This improvement in the financial account was largely contributed by equity flows rather than debt, it said, adding benefiting from the substantial surplus in the external account, Pakistan''s overall reserves increased by 2.5 billion dollars in 2007 as compared to 524 million dollars rise in 2006.

After persistent widening during last four years, the difference between import and export growth seems to be converging during 2007 on the back of substantial slowdown in import growth, from 38.7 percent in 2006 to 6.9 percent in 2007.

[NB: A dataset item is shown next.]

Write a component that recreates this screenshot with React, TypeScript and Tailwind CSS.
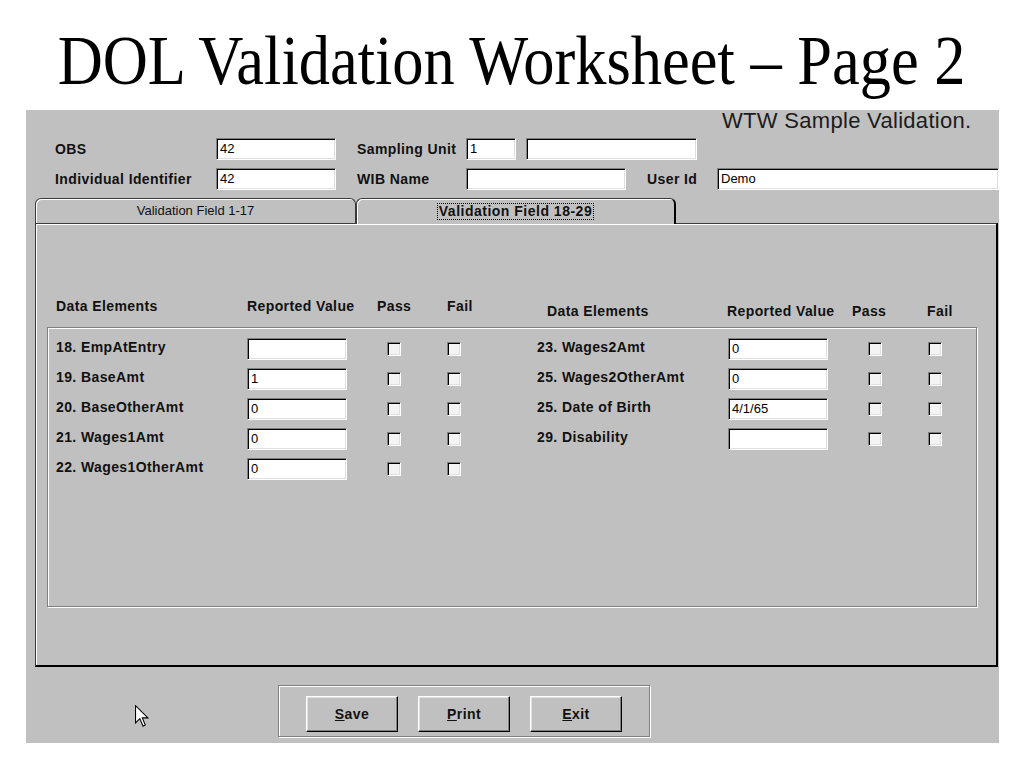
import React from "react";

const Field = ({ value = "", className = "" }: { value?: string; className?: string }) => (
  <div
    className={`h-[22px] bg-white border border-t-[#808080] border-l-[#808080] border-b-white border-r-white shadow-[inset_1px_1px_0_#000,inset_-1px_-1px_0_#dfdfdf] pl-[3px] text-[13px] leading-[20px] text-black ${className}`}
  >
    {value}
  </div>
);

const Check = () => (
  <div className="w-[14px] h-[14px] bg-[#f4f4f4] border border-t-[#808080] border-l-[#808080] border-b-white border-r-white shadow-[inset_1px_1px_0_#000,inset_-1px_-1px_0_#dfdfdf]" />
);

const Label = ({ children, className = "" }: { children: React.ReactNode; className?: string }) => (
  <div className={`text-[14px] font-bold tracking-[0.4px] text-[#111] whitespace-nowrap ${className}`}>
    {children}
  </div>
);

const WinButton = ({ hot, rest }: { hot: string; rest: string }) => (
  <button
    type="button"
    className="w-[92px] h-[36px] bg-[#c0c0c0] border border-t-white border-l-white border-r-black border-b-black shadow-[inset_-1px_-1px_0_#808080,inset_1px_1px_0_#dfdfdf] text-[14px] font-bold tracking-[0.4px] text-[#111]"
  >
    <u>{hot}</u>
    {rest}
  </button>
);

type Row = { name: string; value: string };

const leftRows: Row[] = [
  { name: "18. EmpAtEntry", value: "" },
  { name: "19. BaseAmt", value: "1" },
  { name: "20. BaseOtherAmt", value: "0" },
  { name: "21. Wages1Amt", value: "0" },
  { name: "22. Wages1OtherAmt", value: "0" },
];

const rightRows: Row[] = [
  { name: "23. Wages2Amt", value: "0" },
  { name: "25. Wages2OtherAmt", value: "0" },
  { name: "25. Date of Birth", value: "4/1/65" },
  { name: "29. Disability", value: "" },
];

const RowList = ({ rows }: { rows: Row[] }) => (
  <div className="w-[481px] flex flex-col gap-[8px]">
    {rows.map((r) => (
      <div key={r.name} className="grid grid-cols-[191px_140px_60px_90px] items-center h-[22px]">
        <Label className="-mt-[3px]">{r.name}</Label>
        <Field value={r.value} className="w-[100px]" />
        <Check />
        <Check />
      </div>
    ))}
  </div>
);

export default function App() {
  return (
    <div className="w-[1024px] h-[768px] bg-white overflow-hidden font-['Liberation_Sans',Arial,sans-serif]">
      {/* title */}
      <div className="h-[110px] pt-[27px] flex justify-center">
        <h1 className="text-[69px] leading-[69px] text-black whitespace-nowrap scale-x-[0.905] font-['Liberation_Serif','Times_New_Roman',serif]">
          DOL Validation Worksheet – Page 2
        </h1>
      </div>

      {/* window */}
      <div className="ml-[26px] w-[973px] h-[633px] bg-[#c0c0c0] flex flex-col">
        <div className="h-[28px] pl-[696px] text-[22px] leading-[22px] tracking-[0.3px] text-[#1c1c1c] whitespace-nowrap">
          WTW Sample Validation.
        </div>

        <div className="flex items-center h-[22px] pl-[29px]">
          <Label className="w-[161px]">OBS</Label>
          <Field value="42" className="w-[120px]" />
          <Label className="ml-[21px] w-[109px]">Sampling Unit</Label>
          <Field value="1" className="w-[50px]" />
          <Field className="ml-[10px] w-[171px]" />
        </div>

        <div className="flex items-center h-[22px] pl-[29px] mt-[8px]">
          <Label className="w-[161px]">Individual Identifier</Label>
          <Field value="42" className="w-[120px]" />
          <Label className="ml-[21px] w-[109px]">WIB Name</Label>
          <Field className="w-[160px]" />
          <Label className="ml-[21px] w-[70px]">User Id</Label>
          <Field value="Demo" className="w-[282px]" />
        </div>

        {/* tabs */}
        <div className="mt-[8px] pl-[9px] h-[25px] flex items-start relative z-10">
          <div className="w-[321px] h-[25px] border border-b-0 border-[#3a3a3a] rounded-t-[6px] shadow-[inset_1px_1px_0_#fff] flex items-center justify-center text-[13px] text-[#111]">
            Validation Field 1-17
          </div>
          <div className="w-[320px] h-[26px] bg-[#c0c0c0] border border-b-0 border-r-2 border-[#3a3a3a] border-r-black rounded-t-[6px] shadow-[inset_1px_1px_0_#fff] flex items-center justify-center">
            <span className="border border-dotted border-black px-[1px] text-[14px] leading-[15px] font-bold tracking-[0.5px] text-[#111]">
              Validation Field 18-29
            </span>
          </div>
        </div>

        {/* tab page */}
        <div className="ml-[9px] w-[963px] h-[444px] border border-[#3a3a3a] border-r-2 border-b-2 border-r-black border-b-black shadow-[inset_1px_1px_0_#fff]">
          <div className="mt-[72px] h-[31px] pl-[20px] flex items-start">
            <Label className="w-[191px]">Data Elements</Label>
            <Label className="w-[130px]">Reported Value</Label>
            <Label className="w-[70px]">Pass</Label>
            <Label className="w-[100px]">Fail</Label>
            <Label className="w-[180px] mt-[5px]">Data Elements</Label>
            <Label className="w-[125px] mt-[5px]">Reported Value</Label>
            <Label className="w-[75px] mt-[5px]">Pass</Label>
            <Label className="mt-[5px]">Fail</Label>
          </div>

          <div className="ml-[11px] w-[930px] h-[280px] border border-[#808080] shadow-[inset_1px_1px_0_#fff,1px_1px_0_#fff] pt-[10px] pl-[8px] flex">
            <RowList rows={leftRows} />
            <RowList rows={rightRows} />
          </div>
        </div>

        {/* bottom bar */}
        <div className="mt-[18px] flex items-start">
          <div className="w-[252px] pl-[109px] pt-[20px]">
            <svg width="14" height="23" viewBox="0 0 13 21">
              <path
                d="M0.5 0.5 L0.5 16.5 L4.5 12.5 L7.5 19.5 L9.5 18.5 L6.8 11.8 L12 11.8 Z"
                fill="#fff"
                stroke="#000"
                strokeWidth="1"
              />
            </svg>
          </div>
          <div className="w-[372px] h-[52px] border border-[#808080] shadow-[inset_1px_1px_0_#fff,1px_1px_0_#fff] pt-[10px] pl-[27px] flex gap-[20px]">
            <WinButton hot="S" rest="ave" />
            <WinButton hot="P" rest="rint" />
            <WinButton hot="E" rest="xit" />
          </div>
        </div>
      </div>
    </div>
  );
}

However, this welcome slowdown in import growth could not help in reducing the trade deficit due to a concurrent slowdown in export growth from an average 15.9 percent during last four years to 3.4 percent during 2007. As a consequent, the trade deficit reached an all time high of 13.5 billion dollars during the period under review.

Nonetheless, the trade deficit as compared to size of economy slightly declined from record high level of 9.46 percent during 2006 to 9.31 percent during 2007, the SBP said in the annual report. "The country has missed export target and just 3.4 percent growth witnessed in the exports as against the target of 13.1 percent, while the imports show 6.9 percent growth during last fiscal as compared to target of two percent decline.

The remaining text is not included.